Blog - Grasping Vocation

Religious Ruts in Your Work World: Part 8

Friday, May 14, 2010


This religious tradition concedes that so-called “secular” work can have some religiously redeeming value. Okay, it says, so you hold a job that does not qualify as work popularly called “full-time Christian service.” Not a total loss. At least you can use it as an opportunity to share the gospel, to earn a living, and to make enough to support your church and cross-cultural missions.

In their book, Your Work Matters to God, Doug Sherman and William Hendricks call this tradition the “Mainstream  Model.” They say, “…according to this widely held view, Christians should work in secular jobs primarily as a strategy for evangelism.” This Mainstream Model, they add, “means that your work itself has no inherent value. It has only slight instrumental value: Your job simply provides you with a platform for evangelism, and it pays the bills.”

An American business man living abroad told David W. Miller (God at Work), “There are missionary businesses that fake it, take it, or make it.” Miller explains. “The fakers use business shells as their cover for evangelizing and missionary work; in practice, little real work is done. The takers actually take a valid and legitimate job and perform the work associated with that position, such as teaching English, but they use their position primarily as a vehicle to evangelize.” The makers, also evangelize, but they contribute to the local economy by creating authentic jobs and by providing goods and services people need. Miller believes those same patterns show up in workplaces here at home.

For example, a flight attendant put it this way: “The Great Commission is what we're called to. It is the number-one reason that God put us here. We need a job just to make our payments and pay the bills” (from Your Work Matters to God).

But this religious tradition can have at least two side-effects that work against making the rule (kingdom) of God known in the world. First, suppose you land a job that places you in an office where you regularly interact with 20 co-workers. Before long they all know you're a Christian believer. Your language, your integrity, your references to your faith, and so on have made it clear that you are a Christ-follower. But days, even weeks, go by when no legitimate opportunities open for speaking the gospel to anyone in the office. If you believe God has placed you there only to evangelize, you will soon begin to lose your motivation, seeing your work as a waste of time.

Second, if you think witnessing is your only spiritual reason for having that job, you'll be tempted to plunge ahead with gospel-sharing even without any God-given opportunity.

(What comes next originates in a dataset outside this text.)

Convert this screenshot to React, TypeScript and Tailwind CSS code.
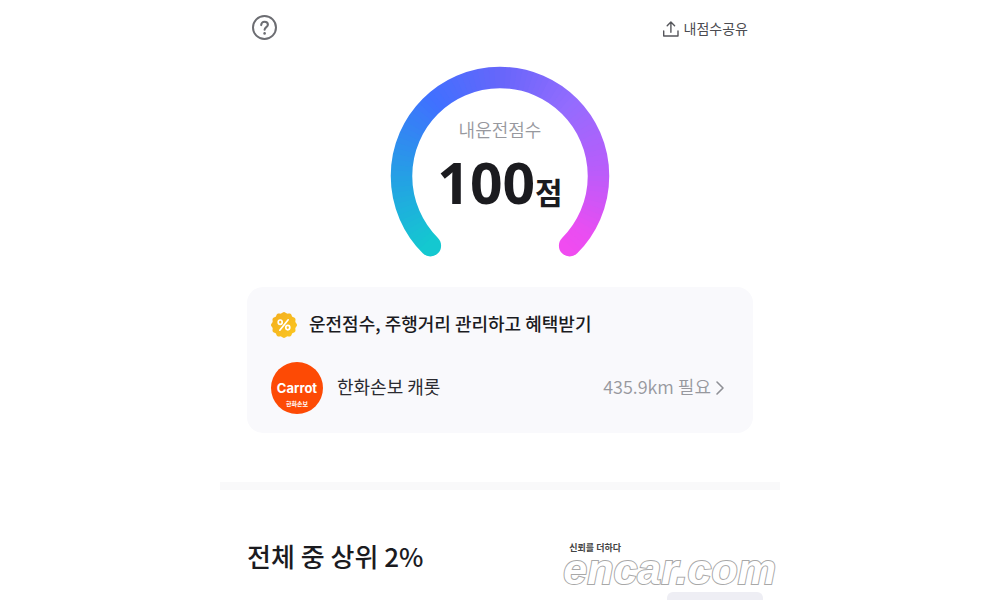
import React from "react";

const CENTER = 110;
const RADIUS = 98.5;
const SEGMENTS = 90;

const STOPS: [number, number[]][] = [
  [0, [20, 200, 208]],
  [0.17, [38, 157, 230]],
  [0.34, [64, 112, 255]],
  [0.5, [104, 102, 250]],
  [0.66, [148, 108, 254]],
  [0.82, [186, 92, 250]],
  [0.95, [232, 78, 242]],
  [1, [240, 76, 240]],
];

function colorAt(t: number) {
  const i = Math.max(1, STOPS.findIndex(([stop]) => stop >= t));
  const [t0, a] = STOPS[i - 1];
  const [t1, b] = STOPS[i];
  const k = (t - t0) / (t1 - t0);
  return `rgb(${a.map((v, n) => Math.round(v + (b[n] - v) * k)).join(",")})`;
}

function pointAt(t: number) {
  const angle = ((135 + 270 * t) * Math.PI) / 180;
  return `${(CENTER + RADIUS * Math.cos(angle)).toFixed(2)} ${(CENTER + RADIUS * Math.sin(angle)).toFixed(2)}`;
}

function arc(from: number, to: number) {
  return `M${pointAt(from)}A${RADIUS} ${RADIUS} 0 ${to - from > 0.67 ? 1 : 0} 1 ${pointAt(to)}`;
}

function Gauge() {
  return (
    <svg viewBox="0 0 220 192" className="col-start-1 row-start-1 h-48 w-[220px]" fill="none" aria-hidden="true">
      <mask id="ring" maskUnits="userSpaceOnUse" x="0" y="0" width="220" height="192">
        <path d={arc(0, 1)} stroke="#fff" strokeWidth="21.5" strokeLinecap="round" />
      </mask>
      <g mask="url(#ring)" strokeWidth="30">
        <path d={arc(0, 0.008)} stroke={colorAt(0)} strokeLinecap="square" />
        <path d={arc(0.992, 1)} stroke={colorAt(1)} strokeLinecap="square" />
        {Array.from({ length: SEGMENTS }, (_, i) => {
          const t = i / SEGMENTS;
          return <path key={i} d={arc(t, Math.min(1, t + 1.5 / SEGMENTS))} stroke={colorAt(t)} />;
        })}
      </g>
    </svg>
  );
}

function scallop() {
  const points: string[] = [];
  for (let i = 0; i < 120; i++) {
    const a = (i / 120) * Math.PI * 2;
    const r = 12.4 + 0.6 * Math.cos(a * 12);
    points.push(`${(13 + r * Math.sin(a)).toFixed(2)} ${(13 - r * Math.cos(a)).toFixed(2)}`);
  }
  return `M${points.join("L")}Z`;
}

function DiscountBadge() {
  return (
    <svg viewBox="0 0 26 26" className="size-[26px]" fill="none" aria-hidden="true">
      <defs>
        <linearGradient id="gold" x1="0" y1="0" x2="1" y2="1">
          <stop offset="0" stopColor="#f3ad1e" />
          <stop offset="1" stopColor="#fbc821" />
        </linearGradient>
      </defs>
      <path d={scallop()} fill="url(#gold)" />
      <g stroke="#fff" strokeWidth="1.7" strokeLinecap="round">
        <ellipse cx="9.2" cy="10.2" rx="2" ry="2.2" />
        <ellipse cx="16.8" cy="15.6" rx="2" ry="2.2" />
        <path d="M17.2 7.8 8.8 18.2" />
      </g>
    </svg>
  );
}

export default function App() {
  return (
    <div className="min-h-screen overflow-hidden bg-white font-['Noto_Sans_CJK_KR','Noto_Sans_CJK_SC',sans-serif] text-[#1b1b1f]">
      <main className="relative mx-auto max-w-[560px]">
        <header className="flex h-14 items-center justify-between px-8">
          <button type="button" aria-label="도움말">
            <svg viewBox="0 0 26 26" className="size-[26px]" fill="none" stroke="#6c6d72" strokeWidth="2" strokeLinecap="round" strokeLinejoin="round">
              <circle cx="12.5" cy="12.5" r="11.5" />
              <path d="M9.2 10.1C9.2 8 10.6 6.8 12.5 6.8S15.9 8 15.9 9.8C15.9 12.1 12.6 12.3 12.6 14.8" strokeWidth="2.1" />
              <circle cx="12.6" cy="18.4" r="1.3" fill="#6c6d72" stroke="none" />
            </svg>
          </button>
          <button type="button" className="flex items-center gap-1 text-sm text-[#4b4b50]">
            <svg viewBox="0 0 18 18" className="size-[18px]" fill="none" stroke="#55565b" strokeWidth="1.4" strokeLinecap="round" strokeLinejoin="round" aria-hidden="true">
              <path d="M1.7 12V17H16V12M8.9 13.2V3.2M5.2 6.8 8.9 3 12.6 6.8" />
            </svg>
            내점수공유
          </button>
        </header>

        <section className="mt-[10px] grid justify-center">
          <Gauge />
          <div className="col-start-1 row-start-1 flex flex-col items-center pt-[49px]">
            <p className="text-lg leading-7 font-[350] text-[#97989e]">내운전점수</p>
            <p className="flex items-baseline text-[30px] leading-[78px] font-bold">
              <span className="font-['Noto_Sans','Open_Sans',sans-serif] text-[57px]">100</span>점
            </p>
          </div>
        </section>

        <section className="mx-[27px] mt-[29px] rounded-2xl bg-[#f9f9fc] px-6 pt-[22px] pb-[19px]">
          <h2 className="flex items-center gap-3 text-lg leading-7 font-medium">
            <DiscountBadge />
            <span className="pb-1">운전점수, 주행거리 관리하고 혜택받기</span>
          </h2>
          <a href="#carrot" className="mt-[21px] flex items-center text-lg">
            <span className="flex size-[52px] flex-col items-center rounded-full bg-[#fd4a05] pt-[18px] text-white">
              <span className="font-['Inter',sans-serif] text-[13px] leading-4 font-bold">Carrot</span>
              <span className="mt-1 text-[6px] leading-2 font-bold">한화손보</span>
            </span>
            <span className="ml-[14px] grow pb-1 text-[#2b2b30]">한화손보 캐롯</span>
            <span className="pb-1 font-[350] text-[#97989e]">435.9km 필요</span>
            <svg viewBox="0 0 10 16" className="mr-1 ml-1 h-4 w-[10px]" fill="none" stroke="#8f9096" strokeWidth="1.6" strokeLinecap="round" strokeLinejoin="round" aria-hidden="true">
              <path d="M2 2 8 8 2 14" />
            </svg>
          </a>
        </section>

        <div className="mt-[49px] h-2 bg-[#f9f9fa]" />

        <section className="pt-[46px] pr-[17px] pl-[27px]">
          <h2 className="text-[26px] leading-10 font-medium">전체 중 상위 2%</h2>
          <div className="mt-4 ml-auto h-2 w-24 rounded-t-md bg-[#eeeef4]" />
        </section>

        <div className="absolute right-1 bottom-4 flex flex-col">
          <span className="ml-[6px] text-[9px] leading-3 font-bold text-[#444]">신뢰를 더하다</span>
          <span className="font-['Liberation_Sans',sans-serif] text-[43px] leading-[30px] font-bold text-white italic [-webkit-text-stroke:2px_#a8a8a8] [paint-order:stroke_fill]">encar.com</span>
        </div>
      </main>
    </div>
  );
}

I still shudder to recall a scene I saw while serving as a state employee. A fellow Christian had trapped an unwilling co-worker in the corner formed by a steel wall and the side of a Coke machine. The “victim” was getting a full dose of the message—like it or not. Such “witnessing” only brings disrespect for the name of Christ and for his followers.

Yes, evangelism is one of the reasons God places Christians in the work world. But it's not the only one. Biblically, there are many reasons. We'll explore some of those in the next blog.

What has been your experience with this “Mainstream Model”? How has it affected you? How has it affected the people you work with?